User Community Service Desk Downloads
If you can't find the product or version you're looking for, visit support.ataccama.com/downloads

Hybrid DPE Installation Guide

For hybrid deployment, Data Processing Engine (DPE) can be installed on a Linux host using the Ansible installation packages.

This method of installation is best suited for the following use cases:

  • On-premise deployments

  • Proof-of-concept test deployments

  • Platform as a service (PaaS) deployments

As outlined in the Infrastructure Preparation, DPE in hybrid deployment scenarios can currently only be installed on Linux hosts.

The following guide provides installation instructions for both RHEL and Ubuntu OS and it covers the following topics:

  • Installing Ansible and its dependencies.

  • Installing the Ataccama client-side components (DPE and Fluent Bit) and dependencies (Java).

    The recommended version of Java is 11LTS or higher.
  • Testing the connection between DPE and the Ataccama ONE PaaS.

  • Starting to work with the Ataccama ONE Platform.

Prerequisites

Before you continue with the installation, make sure the following resources have been prepared:

  • Linux host instances with a working Internet connection are set up and running.

  • You have the necessary access rights and permissions to install Ansible and its prerequisites.

  • DPE license (license.plf file, distributed by Ataccama).

    For more information about the infrastructure requirements, see Infrastructure Preparation.

If you encounter an issue during installation, refer to the guide Troubleshooting Hybrid Deployment, which describes some of the more common exceptions and possible solutions.

Download the installation package

The Ataccama ONE Hybrid Deployment package is stored on the Amazon S3 repository.

The installation structure that you create in this section is used throughout this guide, both for installing Ansible and the Ataccama client-side components.
  1. Download the Hybrid DPE Deployment Package (Linux) from our Downloads page.

  2. Unpack the downloaded installation package to the following location: ~/one/. To do this, run the following commands:

    Make sure to replace the version number in the command accordingly.
    Extract the installation package
    mkdir -p ~/one
    unzip ansible-hybrid-<version-number>.zip -d ~/one

Install Ansible

Ansible, an open-source tool for server orchestration, is a Python application that requires specific versions of Python libraries. To make sure that there are no conflicts with other installed modules, it is necessary to create a separate virtual environment using the Python venv module. As the last step in the installation procedure, the ansible-galaxy tool is used to download a number of community-maintained Ansible roles (libraries).

If you are not familiar with Ansible, you can find more information in the following resources:

The required version of Ansible is 2.11.
  1. Start by installing Python 3 pip tool, the Python package manager.
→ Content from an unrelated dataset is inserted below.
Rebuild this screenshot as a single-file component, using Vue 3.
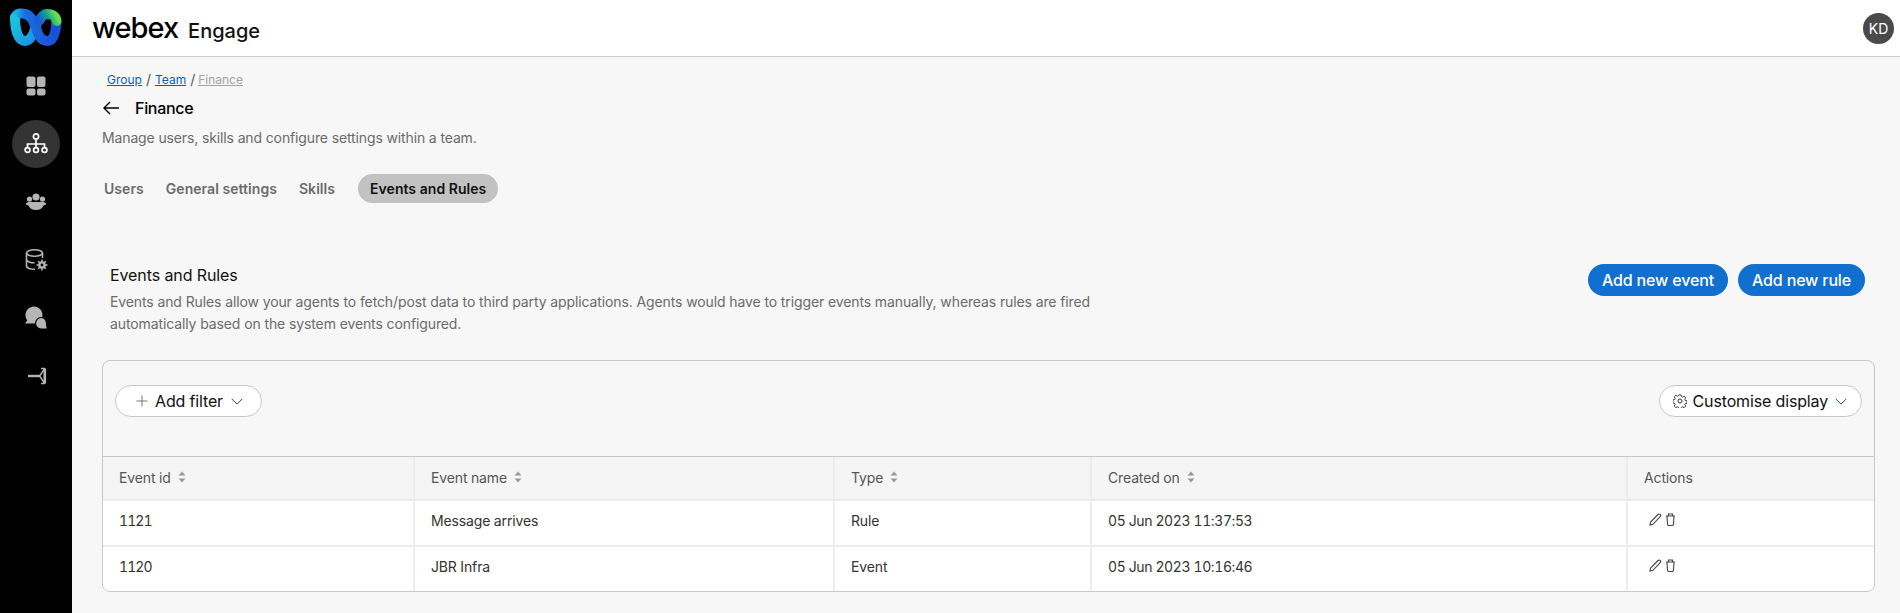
<script setup>
const navTop = ['Group', 'Team']
const tabs = ['Users', 'General settings', 'Skills']
const columns = [
  { label: 'Event id', sort: true },
  { label: 'Event name', sort: true },
  { label: 'Type', sort: true },
  { label: 'Created on', sort: true },
  { label: 'Actions', sort: false }
]
const rows = [
  { id: '1121', name: 'Message arrives', type: 'Rule', created: '05 Jun 2023 11:37:53' },
  { id: '1120', name: 'JBR Infra', type: 'Event', created: '05 Jun 2023 10:16:46' }
]
</script>

<template>
  <div class="shell">
    <aside class="rail">
      <svg class="logo" viewBox="0 0 54 40" width="54" height="40">
        <defs>
          <linearGradient id="wa" x1="0" y1="0" x2="1" y2="1">
            <stop offset="0" stop-color="#1cc4e0" />
            <stop offset="1" stop-color="#1a8fe6" />
          </linearGradient>
          <linearGradient id="wb" x1="0" y1="0" x2="1" y2="0">
            <stop offset="0" stop-color="#19b0e4" />
            <stop offset="0.22" stop-color="#1a6fe0" />
            <stop offset="1" stop-color="#1a4fd8" />
          </linearGradient>
          <linearGradient id="wc" x1="0" y1="0.6" x2="1" y2="0.4">
            <stop offset="0" stop-color="#1a5fd8" />
            <stop offset="0.5" stop-color="#12a08f" />
            <stop offset="1" stop-color="#62e04f" />
          </linearGradient>
        </defs>
        <path d="M6 9C6 22 9 33 16 33C22 33 25 25 27 18" fill="none" stroke="url(#wa)" stroke-width="10" stroke-linecap="round" />
        <path d="M7 8C9 5 13 5 16 6C22 7 25 14 27 20C29 27 32 33 38 33C45 33 47 23 47.5 13" fill="none" stroke="url(#wb)" stroke-width="10" stroke-linecap="butt" />
        <path d="M30 13C32 9 34 6 38 6C43 6 47 8 47.5 13" fill="none" stroke="url(#wc)" stroke-width="10" stroke-linecap="round" />
      </svg>

      <nav class="rail-nav">
        <button class="rail-btn">
          <svg viewBox="0 0 24 24" width="24" height="24">
            <rect x="2.5" y="2.5" width="9" height="10.5" rx="2" fill="#b5b5b5" />
            <rect x="13" y="2.5" width="8.5" height="10.5" rx="2" fill="#b5b5b5" />
            <rect x="2.5" y="14.5" width="9" height="7" rx="2" fill="#b5b5b5" />
            <rect x="13" y="14.5" width="8.5" height="7" rx="2" fill="#b5b5b5" />
          </svg>
        </button>
        <button class="rail-btn rail-btn-active">
          <svg viewBox="0 0 24 24" width="24" height="24" fill="none" stroke="#fff" stroke-width="1.7">
            <circle cx="12" cy="4.5" r="2.6" />
            <path d="M12 7v5M3.5 15v-3h17v3M12 12v3" />
            <circle cx="3.5" cy="18" r="2.4" />
            <circle cx="12" cy="18" r="2.4" />
            <circle cx="20.5" cy="18" r="2.4" />
          </svg>
        </button>
        <button class="rail-btn">
          <svg viewBox="0 0 24 24" width="24" height="24" fill="#b5b5b5">
            <circle cx="12" cy="7" r="3.6" />
            <circle cx="5.5" cy="9" r="2.6" />
            <circle cx="18.5" cy="9" r="2.6" />
            <path d="M1.5 14c2-2.500 5-2.500 6.500-2h8c1.500-.5 4.500-.5 6.500 2c-1 1-2 1.200-3 1.500c-1 3-4 4.500-7.500 4.500s-6.500-1.500-7.500-4.500c-1-.3-2-.5-3-1.500z" />
          </svg>
        </button>
        <button class="rail-btn">
          <svg viewBox="0 0 24 24" width="24" height="24" fill="none" stroke="#b5b5b5" stroke-width="1.6">
            <ellipse cx="10.5" cy="5" rx="8" ry="3.2" />
            <path d="M2.500 5v13c0 2 4 3.300 8.500 3.300M18.500 5v5M2.500 11.500c0 2 4 3.300 8 3.300" />
            <circle cx="18" cy="17" r="3.8" fill="#b5b5b5" stroke="none" />
            <circle cx="18" cy="17" r="1.4" fill="#000" stroke="none" />
            <path d="M18 11.500v2.500M18 20v2.500M12.500 17h2.500M21 17h2.500M14.200 13.200l1.700 1.700M20.100 19.100l1.700 1.700M14.200 20.800l1.700-1.700M20.100 14.900l1.700-1.700" stroke-width="1.5" />
          </svg>
        </button>
        <button class="rail-btn">
          <svg viewBox="0 0 24 24" width="24" height="24" fill="#b5b5b5">
            <path d="M10 .5c4.700 0 8.500 3.800 8.500 8.500c0 4.700-3.800 8.500-8.500 8.500H1l2.200-3c-1-1.500-1.700-3.300-1.700-5.500C1.500 4.300 5.300 .5 10 .5z" />
            <path d="M17 11.500c3 0 5.500 2.500 5.500 5.500c0 1.500 .3 3.500 1 6h-6.500c-3 0-5.500-2.500-5.500-5.500s2.500-6 5.500-6z" stroke="#000" stroke-width="1.2" />
          </svg>
        </button>
        <button class="rail-btn">
          <svg viewBox="0 0 24 24" width="24" height="24" fill="none" stroke="#b5b5b5">
            <path d="M4 12h12" stroke-width="2.4" />
            <path d="M20.500 5l-5 7l5 7" stroke-width="1.4" />
            <path d="M20.800 4.500v15" stroke-width="2.6" />
            <path d="M17 4.500h4M17 19.500h4" stroke-width="1.5" />
          </svg>
        </button>
      </nav>
    </aside>

    <div class="main">
      <header class="topbar">
        <div class="brand">
          <span class="wordmark">webex</span>
          <span class="product">Engage</span>
        </div>
        <div class="avatar">KD</div>
      </header>

      <main class="content">
        <div class="crumbs">
          <template v-for="c in navTop" :key="c">
            <a class="crumb">{{ c }}</a>
            <span class="crumb-sep">/</span>
          </template>
          <a class="crumb crumb-current">Finance</a>
        </div>

        <div class="title-row">
          <svg viewBox="0 0 16 14" width="16" height="14" fill="none" stroke="#000" stroke-width="1.4">
            <path d="M1 7h15M7 1L1 7l6 6" />
          </svg>
          <h1 class="title">Finance</h1>
        </div>
        <p class="subtitle">Manage users, skills and configure settings within a team.</p>

        <div class="tabs">
          <span v-for="t in tabs" :key="t" class="tab">{{ t }}</span>
          <span class="tab tab-active">Events and Rules</span>
        </div>

        <section class="intro">
          <div class="intro-text">
            <h2 class="intro-title">Events and Rules</h2>
            <p class="intro-desc">Events and Rules allow your agents to fetch/post data to third party applications. Agents would have to trigger events manually, whereas rules are fired automatically based on the system events configured.</p>
          </div>
          <div class="intro-actions">
            <button class="primary">Add new event</button>
            <button class="primary">Add new rule</button>
          </div>
        </section>

        <section class="card">
          <div class="toolbar">
            <button class="pill pill-filter">
              <svg viewBox="0 0 12 12" width="12" height="12" fill="none" stroke="#777" stroke-width="1">
                <path d="M6 .5v11M.5 6h11" />
              </svg>
              <span>Add filter</span>
              <svg class="chev" viewBox="0 0 14 8" width="14" height="8" fill="none" stroke="#222" stroke-width="1">
                <path d="M1 1l6 6 6-6" />
              </svg>
            </button>
            <button class="pill pill-gear">
              <svg viewBox="0 0 16 16" width="14" height="14" fill="none" stroke="#333" stroke-width="1.1">
                <circle cx="8" cy="8" r="2.3" />
                <path d="M6.700 1h2.600l.4 2 1.400.6 1.700-1.100 1.800 1.800-1.100 1.700.6 1.400 2 .4v2.600l-2 .4-.6 1.400 1.100 1.700-1.800 1.800-1.700-1.100-1.400.6-.4 2H6.700l-.4-2-1.400-.6-1.700 1.100-1.800-1.800 1.100-1.700-.6-1.400-2-.4V6.700l2-.4.6-1.400-1.100-1.700 1.800-1.800 1.700 1.100 1.400-.6z" />
              </svg>
              <span>Customise display</span>
              <svg class="chev" viewBox="0 0 14 8" width="14" height="8" fill="none" stroke="#222" stroke-width="1">
                <path d="M1 1l6 6 6-6" />
              </svg>
            </button>
          </div>

          <div class="table">
            <div class="row head">
              <div v-for="col in columns" :key="col.label" class="cell">
                <span>{{ col.label }}</span>
                <svg v-if="col.sort" class="sort" viewBox="0 0 8 12" width="8" height="12" fill="#999">
                  <path d="M4 .5L7.500 4.500H.5zM4 11.500L.5 7.500h7z" />
                </svg>
              </div>
            </div>
            <div v-for="r in rows" :key="r.id" class="row body">
              <div class="cell cell-id">{{ r.id }}</div>
              <div class="cell">{{ r.name }}</div>
              <div class="cell">{{ r.type }}</div>
              <div class="cell cell-date">{{ r.created }}</div>
              <div class="cell cell-actions">
                <svg viewBox="0 0 13 13" width="13" height="13" fill="none" stroke="#444" stroke-width="1.1">
                  <path d="M1 12l.6-3L9 1.500c.6-.6 1.600-.6 2.200 0s.6 1.600 0 2.200L3.900 11.300z" />
                </svg>
                <svg viewBox="0 0 11 13" width="11" height="13" fill="none" stroke="#444" stroke-width="1.1">
                  <path d="M1 3h9M3.500 3V1h4v2M2 3l.5 8c0 .8.600 1.500 1.500 1.500h3c.9 0 1.500-.7 1.500-1.500L9 3" />
                </svg>
              </div>
            </div>
          </div>
        </section>
      </main>
    </div>
  </div>
</template>

<style>
html, body { margin: 0; background: #f7f7f7; }
</style>

<style scoped>
.shell { display: flex; height: 613px; overflow: hidden; font-family: Inter, "Liberation Sans", sans-serif; color: #000; }
.rail { flex: 0 0 72px; background: #000; display: flex; flex-direction: column; align-items: center; padding-top: 8px; box-sizing: border-box; }
.logo { display: block; margin-bottom: 14px; }
.rail-nav { display: flex; flex-direction: column; align-items: center; gap: 10px; }
.rail-btn { width: 48px; height: 48px; border: 0; border-radius: 50%; background: transparent; padding: 0; display: flex; align-items: center; justify-content: center; }
.rail-btn-active { background: #333; }
.main { flex: 1; min-width: 0; display: flex; flex-direction: column; background: #f7f7f7; }
.topbar { height: 57px; flex: 0 0 57px; box-sizing: border-box; background: #fff; border-bottom: 1px solid #ccc; display: flex; align-items: center; justify-content: space-between; padding: 0 6px 0 20px; }
.brand { display: flex; align-items: baseline; gap: 10px; }
.wordmark { font-size: 29px; font-weight: 500; letter-spacing: -1px; line-height: 32px; }
.product { font-size: 20px; font-weight: 500; line-height: 24px; color: #111; }
.avatar { width: 31px; height: 31px; border-radius: 50%; background: #4a4a4a; color: #fff; font-size: 14px; display: flex; align-items: center; justify-content: center; }
.content { flex: 1; padding: 15px 25px 0 30px; min-width: 0; }
.crumbs { display: flex; align-items: center; gap: 4px; font-size: 12px; line-height: 16px; margin-left: 5px; }
.crumb { color: #0a5fb4; text-decoration: underline; }
.crumb-sep { color: #555; font-size: 14px; }
.crumb-current { color: #a3a3a3; margin-left: -1px; }
.title-row { display: flex; align-items: center; gap: 16px; margin: 8px 0 0 1px; height: 24px; }
.title { margin: 0; font-size: 16px; font-weight: 500; line-height: 24px; letter-spacing: -0.3px; }
.subtitle { margin: 8px 0 0; font-size: 14px; line-height: 20px; color: #6b6b6b; letter-spacing: -0.13px; }
.tabs { display: flex; align-items: center; gap: 7px; margin: 26px 0 0 -1px; height: 29px; }
.tab { padding: 0 3px; margin-right: 9px; font-size: 14px; font-weight: 600; color: #6b6b6b; line-height: 20px; letter-spacing: 0.05px; }
.tab-active { margin: 0 0 0 4px; padding: 0 12px; background: #c2c2c2; color: #111; border-radius: 15px; line-height: 29px; }
.intro { display: flex; justify-content: space-between; align-items: flex-start; margin: 60px 10px 0 8px; }
.intro-text { width: 1010px; }
.intro-title { margin: 0; font-size: 16px; font-weight: 400; line-height: 24px; color: #111; letter-spacing: -0.1px; }
.intro-desc { margin: 4px 0 0; font-size: 14px; line-height: 22px; color: #6b6b6b; letter-spacing: -0.11px; }
.intro-actions { display: flex; gap: 10px; margin-top: 1px; }
.primary { height: 32px; border: 0; border-radius: 16px; background: #1170cf; color: #fff; font: 500 16px Inter, "Liberation Sans", sans-serif; letter-spacing: -0.15px; padding: 0 14px; }
.card { margin-top: 25px; border: 1px solid #c8c8c8; border-radius: 8px; overflow: hidden; background: #f7f7f7; }
.toolbar { height: 95px; box-sizing: border-box; display: flex; justify-content: space-between; align-items: flex-start; padding: 24px 12px 0 12px; }
.pill { height: 32px; display: flex; align-items: center; background: #fff; border: 1px solid #c8c8c8; border-radius: 16px; font: 400 16px Inter, "Liberation Sans", sans-serif; letter-spacing: -0.15px; color: #111; }
.pill-filter { padding: 0 17px 0 20px; gap: 7px; }
.pill-gear { padding: 0 13px 0 13px; gap: 6px; }
.chev { height: 7px; }
.row { display: grid; grid-template-columns: 310px 420px 257px 536px 1fr; box-sizing: border-box; }
.head { height: 43px; border-top: 1px solid #c8c8c8; background: #f5f5f5; }
.body { height: 46px; background: #fff; border-top: 2px solid #ececec; }
.cell { display: flex; align-items: center; gap: 7px; padding: 0 0 0 16px; font-size: 14px; letter-spacing: -0.14px; font-variant-numeric: tabular-nums; color: #333; border-left: 2px solid #ececec; box-sizing: border-box; }
.head .cell { color: #555; padding-bottom: 2px; }
.body .cell { padding-bottom: 5px; }
.cell:first-child { border-left: 0; }
.body .cell-id { letter-spacing: -0.9px; }
.body .cell-date { letter-spacing: -0.4px; }
.body .cell-actions { gap: 3px; padding: 12px 0 0 21px; align-items: flex-start; }
.sort { flex: none; }
</style>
Depending on your OS, execute the following commands:

    • Red Hat Enterprise Linux (RHEL)

      Install Python 3 pip
      $ sudo dnf makecache
      $ sudo dnf install unzip git python3-pip curl
    • Ubuntu

      Install Python 3 pip
      $ sudo apt update
      $ sudo apt install unzip git python3-pip python3-venv curl
  2. Create and activate a virtual environment for Ansible installation. This helps prevent potential version conflicts between the system modules and the modules necessary for setting up hybrid DPE. Execute the following commands:

    Set up virtual environment
    python3 -m venv ~/venv
    . ~/venv/bin/activate

    Your command prompt now starts with (venv), which indicates that all Python processes now use the modules from the virtual environment. This also means that you need to have your virtual environment active anytime you want to work with this Ansible repository.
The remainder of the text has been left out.